__Given request__: Search the data for the word "React" and copy every line that contains it.

+-------+

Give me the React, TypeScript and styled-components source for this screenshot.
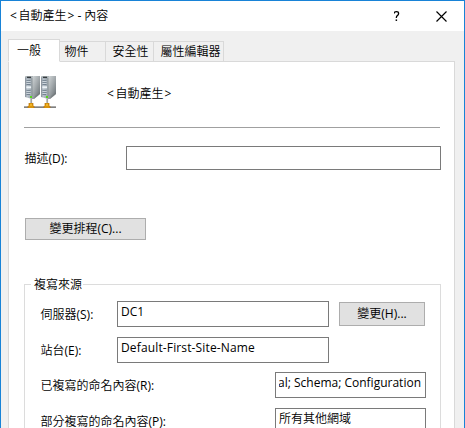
import React from "react";
import styled, { createGlobalStyle } from "styled-components";

const Global = createGlobalStyle`
  *, *::before, *::after { box-sizing: border-box; }
  body { margin: 0; overflow: hidden; }
`;

const Dialog = styled.div`
  width: 465px;
  height: 428px;
  overflow: hidden;
  display: flex;
  flex-direction: column;
  border: 1px solid #1883d7;
  border-bottom: 0;
  background: #f0f0f0;
  color: #000;
  font: 400 12px/16px "Open Sans", "Noto Sans CJK TC DemiLight", "Noto Sans CJK TC Light", "Noto Sans CJK TC", sans-serif;
  white-space: nowrap;
`;

const TitleBar = styled.header`
  height: 30px;
  flex: none;
  display: flex;
  align-items: center;
  background: #fff;
  padding: 0 17px 0 9px;
`;

const Title = styled.h1`
  margin: 0;
  flex: 1;
  font: inherit;
`;

const Bracket = styled.span<{ $closing?: boolean }>`
  margin-right: ${(p) => (p.$closing ? 0 : 1.5)}px;
  margin-left: ${(p) => (p.$closing ? 1 : 0)}px;
`;

const TitleButton = styled.button`
  border: 0;
  padding: 0;
  background: none;
  display: flex;
  margin-left: 35px;
`;

const Tabs = styled.nav`
  display: flex;
  align-items: flex-end;
  height: 23px;
  margin: 8px 0 -1px 7px;
  flex: none;
  position: relative;
`;

const Tab = styled.button<{ $width: number; $active?: boolean; $inset: number }>`
  width: ${(p) => p.$width}px;
  height: ${(p) => (p.$active ? 23 : 21)}px;
  border: 1px solid #d9d9d9;
  border-left-width: ${(p) => (p.$active ? 1 : 0)}px;
  border-bottom-color: ${(p) => (p.$active ? "#fff" : "#d9d9d9")};
  background: ${(p) => (p.$active ? "#fff" : "#f0f0f0")};
  padding: 0 0 0 ${(p) => p.$inset}px;
  font: inherit;
  line-height: 18px;
  color: #000;
  text-align: left;
`;

const Panel = styled.main`
  flex: 1;
  min-height: 0;
  margin: 0 9px 0 7px;
  padding: 14px 13px 0 15px;
  border: 1px solid #d9d9d9;
  border-bottom: 0;
  background: #fff;
`;

const Heading = styled.div`
  display: flex;
  align-items: center;
  height: 52px;
  gap: 51px;
  padding-bottom: 19px;
  border-bottom: 1px solid #a0a0a0;
  width: 416px;
`;

const ObjectName = styled.span`
  padding-top: 4px;
`;

const DescriptionRow = styled.div`
  display: flex;
  align-items: center;
  height: 24px;
  margin-top: 18px;
`;

const Label = styled.label<{ $width: number }>`
  width: ${(p) => p.$width}px;
  flex: none;
  padding-left: 0.5px;
  line-height: 13px;
`;

const Field = styled.div<{ $width: number; $spacing?: number; $end?: boolean }>`
  width: ${(p) => p.$width}px;
  height: 26px;
  flex: none;
  border: 1px solid #7a7a7a;
  background: #fff;
  padding: 2px 3px;
  letter-spacing: ${(p) => p.$spacing ?? 0}px;
  display: flex;
  justify-content: ${(p) => (p.$end ? "flex-end" : "flex-start")};
`;

const Clip = styled.span`
  overflow: hidden;
  display: flex;
  justify-content: flex-end;
  width: 143px;
  margin-right: 1px;
`;

const DescriptionField = styled(Field)`
  height: 24px;
`;

const PushButton = styled.button<{ $width: number; $height: number }>`
  width: ${(p) => p.$width}px;
  height: ${(p) => p.$height}px;
  padding: 0;
  border: 1px solid #adadad;
  background: #e1e1e1;
  color: #000;
  font: inherit;
  line-height: 18px;
`;

const ScheduleButton = styled(PushButton)`
  display: block;
  margin: 48px 0 0 1px;
`;

const Group = styled.fieldset`
  width: 417px;
  height: 170px;
  margin: 37px 0 0;
  padding: 0 14px 0 15px;
  border: 1px solid #dcdcdc;
  min-width: 0;
`;

const Legend = styled.legend`
  height: 15px;
  padding: 0 3px;
  margin-left: -9px;
  width: 52px;
`;

const Rows = styled.div`
  display: flex;
  flex-direction: column;
  gap: 10px;
  padding-top: 9px;
`;

const Row = styled.div<{ $tight?: boolean }>`
  display: flex;
  align-items: center;
  height: 26px;
  margin-top: ${(p) => (p.$tight ? -1 : 0)}px;
`;

const ChangeButton = styled(PushButton)`
  margin-left: 10px;
`;

const ServerPair = () => (
  <svg width="32" height="32" viewBox="0 0 32 32" aria-hidden="true">
    <defs>
      <linearGradient id="front" x2="1">
        <stop stopColor="#848c94" />
        <stop offset=".3" stopColor="#b9c3cc" />
        <stop offset="1" stopColor="#99a3aa" />
      </linearGradient>
      <linearGradient id="side" x2=".9" y2="1">
        <stop stopColor="#d3d8da" />
        <stop offset=".45" stopColor="#a7adb0" />
        <stop offset="1" stopColor="#687074" />
      </linearGradient>
      <g id="server">
        <path d="M1 1h7v22l-7-2z" fill="url(#front)" />
        <path d="M8 1 9.5 0H16v18l-6 5H8z" fill="url(#side)" />
        <path d="M1 .5 2 0h7v1.5H1z" fill="#aeb5b8" />
        <path d="M3 .7h4v1.4H3z" fill="#353b3f" />
        <path d="M2.5 4.5h4M2.5 6.5h4M2.5 8.5h4M2.5 14.5h4M2.5 16.5h4M2.5 18.5h3.5" stroke="#667584" strokeWidth=".8" />
        <path d="M2.5 5.4h4M2.5 7.4h4M2.5 15.4h4M2.5 17.4h4" stroke="#dce4ea" strokeWidth=".7" />
        <path d="M2.3 10.3h4.8v2H2.3z" fill="#edf3f7" />
        <path d="M8.2 2v18" stroke="#7e878c" strokeWidth=".6" />
        <path d="m10 23 6-5v-2l-5 4z" fill="#73797c" opacity=".6" />
        <path d="M6 20h2v2H6z" fill="#55d51d" />
        <path d="M7.2 22.5v5" stroke="#a1a1a1" strokeWidth="1.8" />
        <path d="M6.6 22.5v5" stroke="#cacaca" strokeWidth=".6" />
      </g>
      <g id="plug">
        <path d="M5 27h4v2l1 1v2H4v-2l1-1z" fill="#d7920c" />
        <path d="M4 30v2M10 30v2M5 27v2M9 27v2" stroke="#b16f12" strokeWidth=".7" />
        <path d="M6 28h2v2H6z" fill="#f1b525" />
      </g>
    </defs>
    <use href="#server" />
    <use href="#server" x="16" />
    <path d="M0 31h32" stroke="#808080" strokeWidth="2" />
    <path d="M0 30.5h32" stroke="#aaa" strokeWidth="1" />
    <use href="#plug" />
    <use href="#plug" x="16" />
  </svg>
);

const HelpGlyph = () => (
  <svg width="7" height="11" viewBox="0 0 7 11" fill="none" stroke="#000" aria-hidden="true">
    <path d="M.3 2.5V1.3Q1.3.7 2.5.7 4.6.7 4.6 2.5 4.6 3.6 3.6 4.4 2.3 5.3 2.3 7" strokeWidth="1.3" />
    <path d="M1.6 9.2h1.5" strokeWidth="1.5" />
  </svg>
);

const CloseGlyph = () => (
  <svg width="11" height="11" viewBox="0 0 11 11" stroke="#000" strokeWidth="1.15" aria-hidden="true">
    <path d="m.5.5 10 10m0-10-10 10" />
  </svg>
);

const GeneratedName = () => (
  <>
    <Bracket>&lt;</Bracket>自動產生<Bracket $closing>&gt;</Bracket>
  </>
);

export default function App() {
  return (
    <>
      <Global />
      <Dialog>
        <TitleBar>
          <Title><GeneratedName /> - 內容</Title>
          <TitleButton aria-label="說明"><HelpGlyph /></TitleButton>
          <TitleButton aria-label="關閉"><CloseGlyph /></TitleButton>
        </TitleBar>
        <Tabs>
          <Tab $active $width={52} $inset={8}>一般</Tab>
          <Tab $width={46} $inset={4.5}>物件</Tab>
          <Tab $width={48} $inset={6.5}>安全性</Tab>
          <Tab $width={70} $inset={6.5}>屬性編輯器</Tab>
        </Tabs>
        <Panel>
          <Heading>
            <ServerPair />
            <ObjectName><GeneratedName /></ObjectName>
          </Heading>
          <DescriptionRow>
            <Label $width={102}>描述(D):</Label>
            <DescriptionField $width={315} />
          </DescriptionRow>
          <ScheduleButton $width={121} $height={22}>變更排程(C)...</ScheduleButton>
          <Group>
            <Legend>複寫來源</Legend>
            <Rows>
              <Row>
                <Label $width={77}>伺服器(S):</Label>
                <Field $width={212}>DC1</Field>
                <ChangeButton $width={86} $height={24}>變更(H)...</ChangeButton>
              </Row>
              <Row>
                <Label $width={77}>站台(E):</Label>
                <Field $width={212} $spacing={0.14}>Default-First-Site-Name</Field>
              </Row>
              <Row $tight>
                <Label $width={235}>已複寫的命名內容(R):</Label>
                <Field $width={151} $end><Clip>al; Schema; Configuration</Clip></Field>
              </Row>
              <Row>
                <Label $width={235}>部分複寫的命名內容(P):</Label>
                <Field $width={151}>所有其他網域</Field>
              </Row>
            </Rows>
          </Group>
        </Panel>
      </Dialog>
    </>
  );
}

+-------+

__Solution below__:
Give me the React, TypeScript and styled-components source for this screenshot.
import React from "react";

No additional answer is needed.